Written instruction: Using the listing below, give the number of lines where "components" appears, and nothing else.

Supplied data:
•••
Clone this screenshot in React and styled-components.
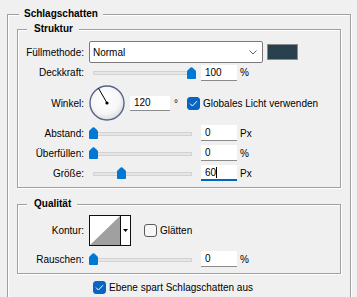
import React from "react";
import styled, { createGlobalStyle } from "styled-components";

const GlobalStyle = createGlobalStyle`
  html, body {
    margin: 0;
    background: #f0f0f0;
    overflow: hidden;
  }
  body {
    font-family: "Liberation Sans", Arial, sans-serif;
    font-size: 10px;
    color: #000;
  }
`;

const ThumbIcon = () => (
  <svg width="9" height="12" viewBox="0 0 9 12">
    <path d="M0 4.6 Q0 3.8 0.7 3.2 L3.6 0.5 Q4.5 -0.2 5.4 0.5 L8.3 3.2 Q9 3.8 9 4.6 V11 Q9 12 8 12 H1 Q0 12 0 11 Z" fill="#0078d4" />
  </svg>
);

const CheckMark = () => (
  <svg width="9" height="7" viewBox="0 0 9 7">
    <path d="M1 3.6 L3.4 6 L8 1.2" fill="none" stroke="#fff" strokeWidth="1" />
  </svg>
);

const Chevron = () => (
  <svg width="8" height="5" viewBox="0 0 8 5">
    <path d="M0.5 0.5 L4 4 L7.5 0.5" fill="none" stroke="#606060" strokeWidth="1" />
  </svg>
);

const AngleDial = ({ angle }) => {
  const rad = (angle * Math.PI) / 180;
  const x = 18 + Math.cos(rad) * 17;
  const y = 18 - Math.sin(rad) * 17;
  return (
    <svg width="36" height="36" viewBox="0 0 36 36">
      <defs>
        <radialGradient id="dialFill" cx="45%" cy="40%" r="60%">
          <stop offset="0%" stopColor="#ffffff" />
          <stop offset="70%" stopColor="#f6f6f6" />
          <stop offset="100%" stopColor="#dcdcdc" />
        </radialGradient>
      </defs>
      <circle cx="18" cy="18" r="17" fill="url(#dialFill)" stroke="#55648a" strokeWidth="1.4" />
      <line x1="18" y1="18" x2={x} y2={y} stroke="#000" strokeWidth="1" />
      <circle cx="18" cy="18" r="1.6" fill="#000" />
    </svg>
  );
};

const Slider = ({ value }) => (
  <SliderWrap>
    <Track />
    <Thumb style={{ left: `${value * 98}px` }}>
      <ThumbIcon />
    </Thumb>
  </SliderWrap>
);

const Checkbox = ({ checked }) => (
  <CheckBox $checked={checked}>{checked && <CheckMark />}</CheckBox>
);

const SliderRow = ({ label, value, number, unit, focused, mt }) => (
  <Row $h={18} $mt={mt}>
    <Label>{label}</Label>
    <Slider value={value} />
    <NumberField $w={36} $focused={focused}>
      {number}
      {focused && <Caret />}
    </NumberField>
    <Unit>{unit}</Unit>
  </Row>
);

const App = () => {
  return (
    <Page>
      <GlobalStyle />
      <OuterBox>
        <OuterLegend>Schlagschatten</OuterLegend>
        <Section $top={6}>
          <SectionLegend>Struktur</SectionLegend>
          <Row $h={22}>
            <Label>Füllmethode:</Label>
            <Select>
              <span>Normal</span>
              <Chevron />
            </Select>
            <Swatch />
          </Row>
          <Row $h={17} $mt={1}>
            <Label>Deckkraft:</Label>
            <Slider value={1} />
            <NumberField $w={36}>100</NumberField>
            <Unit>%</Unit>
          </Row>
          <Row $h={40} $mt={2}>
            <Label>Winkel:</Label>
            <AngleDial angle={120} />
            <NumberField $w={40} $h={15} $gap={5}>120</NumberField>
            <Degree>°</Degree>
            <Checkbox checked />
            <CheckText>Globales Licht verwenden</CheckText>
          </Row>
          <SliderRow label="Abstand:" value={0} number="0" unit="Px" mt={1} />
          <SliderRow label="Überfüllen:" value={0} number="0" unit="%" mt={2} />
          <SliderRow label="Größe:" value={0.29} number="60" unit="Px" focused mt={2} />
        </Section>
        <Section $top={5} $mt={10}>
          <SectionLegend>Qualität</SectionLegend>
          <Row $h={31}>
            <Label>Kontur:</Label>
            <ContourPicker>
              <ContourPreview>
                <svg width="30" height="29" viewBox="0 0 30 29">
                  <polygon points="0,29 30,0 30,29" fill="#a0a0a0" />
                </svg>
              </ContourPreview>
              <ContourArrow>
                <svg width="5" height="3" viewBox="0 0 5 3">
                  <polygon points="0,0 5,0 2.5,3" fill="#000" />
                </svg>
              </ContourArrow>
            </ContourPicker>
            <GapBox>
              <Checkbox />
            </GapBox>
            <CheckText>Glätten</CheckText>
          </Row>
          <SliderRow label="Rauschen:" value={0} number="0" unit="%" mt={4} />
        </Section>
        <BottomRow>
          <Checkbox checked />
          <CheckText>Ebene spart Schlagschatten aus</CheckText>
        </BottomRow>
      </OuterBox>
    </Page>
  );
};

const Page = styled.div`
  padding: 8px 6px 0 7px;
`;

const OuterBox = styled.fieldset`
  margin: 0;
  min-width: 0;
  padding: 3px 9px 30px 9px;
  border: 1px solid #a0a0a0;
  box-shadow: inset 1px 1px 0 #fff, 1px 1px 0 #fff;
`;

const OuterLegend = styled.legend`
  margin-left: 2px;
  padding: 0 5px;
  line-height: 12px;
  font-weight: bold;
  background: #f0f0f0;
`;

const Section = styled.fieldset`
  margin: ${(p) => p.$mt || 0}px 0 0 0;
  min-width: 0;
  padding: ${(p) => p.$top}px 0 5px 0;
  border: 1px solid #a0a0a0;
  box-shadow: inset 1px 1px 0 #fff, 1px 1px 0 #fff;
`;

const SectionLegend = styled.legend`
  margin-left: 9px;
  padding: 0 6px 0 7px;
  line-height: 12px;
  font-weight: bold;
  background: #f0f0f0;
`;

const Row = styled.div`
  display: flex;
  align-items: center;
  height: ${(p) => p.$h}px;
  margin-top: ${(p) => p.$mt || 0}px;
`;

const Label = styled.span`
  flex: none;
  width: 66px;
  margin-right: 5px;
  text-align: right;
  white-space: nowrap;
`;

const Select = styled.div`
  box-sizing: border-box;
  width: 174px;
  height: 22px;
  padding: 0 5px 0 3px;
  display: flex;
  align-items: center;
  justify-content: space-between;
  background: #fff;
  border: 1px solid #7a7a7a;
  border-radius: 2px;
`;

const Swatch = styled.div`
  box-sizing: border-box;
  width: 31px;
  height: 16px;
  margin-left: 4px;
  background: #29414f;
  border: 1px solid #8a8a8a;
`;

const SliderWrap = styled.div`
  position: relative;
  flex: none;
  width: 107px;
  height: 100%;
  padding: 0 4px;
  box-sizing: border-box;
  display: flex;
  align-items: center;
`;

const Track = styled.div`
  width: 100%;
  height: 4px;
  margin-top: 1px;
  box-sizing: border-box;
  background: #e6e6e6;
  border: 1px solid #d2d2d2;
`;

const Thumb = styled.div`
  position: absolute;
  top: 50%;
  width: 9px;
  height: 12px;
  margin-top: -6px;
  line-height: 0;
`;

const NumberField = styled.div`
  flex: none;
  box-sizing: border-box;
  width: ${(p) => p.$w}px;
  height: ${(p) => p.$h || 16}px;
  margin-left: ${(p) => p.$gap || 5}px;
  padding-left: 4px;
  display: flex;
  align-items: center;
  background: #fff;
  border-bottom: ${(p) => (p.$focused ? "2px solid #0067c0" : "1px solid #8a8a8a")};
`;

const Caret = styled.span`
  display: inline-block;
  width: 1px;
  height: 11px;
  background: #000;
`;

const Unit = styled.span`
  margin-left: 3px;
`;

const Degree = styled.span`
  margin-left: 4px;
  margin-right: 9px;
`;

const CheckBox = styled.div`
  flex: none;
  box-sizing: border-box;
  width: 13px;
  height: 13px;
  border-radius: 3px;
  display: flex;
  align-items: center;
  justify-content: center;
  background: ${(p) => (p.$checked ? "#0a64c2" : "#f7f7f7")};
  border: 1px solid ${(p) => (p.$checked ? "#0a64c2" : "#5a5a5a")};
`;

const CheckText = styled.span`
  margin-left: 3px;
  white-space: nowrap;
`;

const ContourPicker = styled.div`
  flex: none;
  display: flex;
  width: 42px;
  height: 31px;
  box-sizing: border-box;
  border: 1px solid #111;
  background: #fff;
`;

const ContourPreview = styled.div`
  width: 30px;
  line-height: 0;
  border-right: 1px solid #111;
`;

const ContourArrow = styled.div`
  flex: 1;
  display: flex;
  align-items: center;
  justify-content: center;
`;

const GapBox = styled.div`
  margin-left: 13px;
  display: flex;
`;

const BottomRow = styled.div`
  display: flex;
  align-items: center;
  height: 18px;
  margin-top: 4px;
  padding-left: 76px;
`;

export default App;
•••
Written solution: 2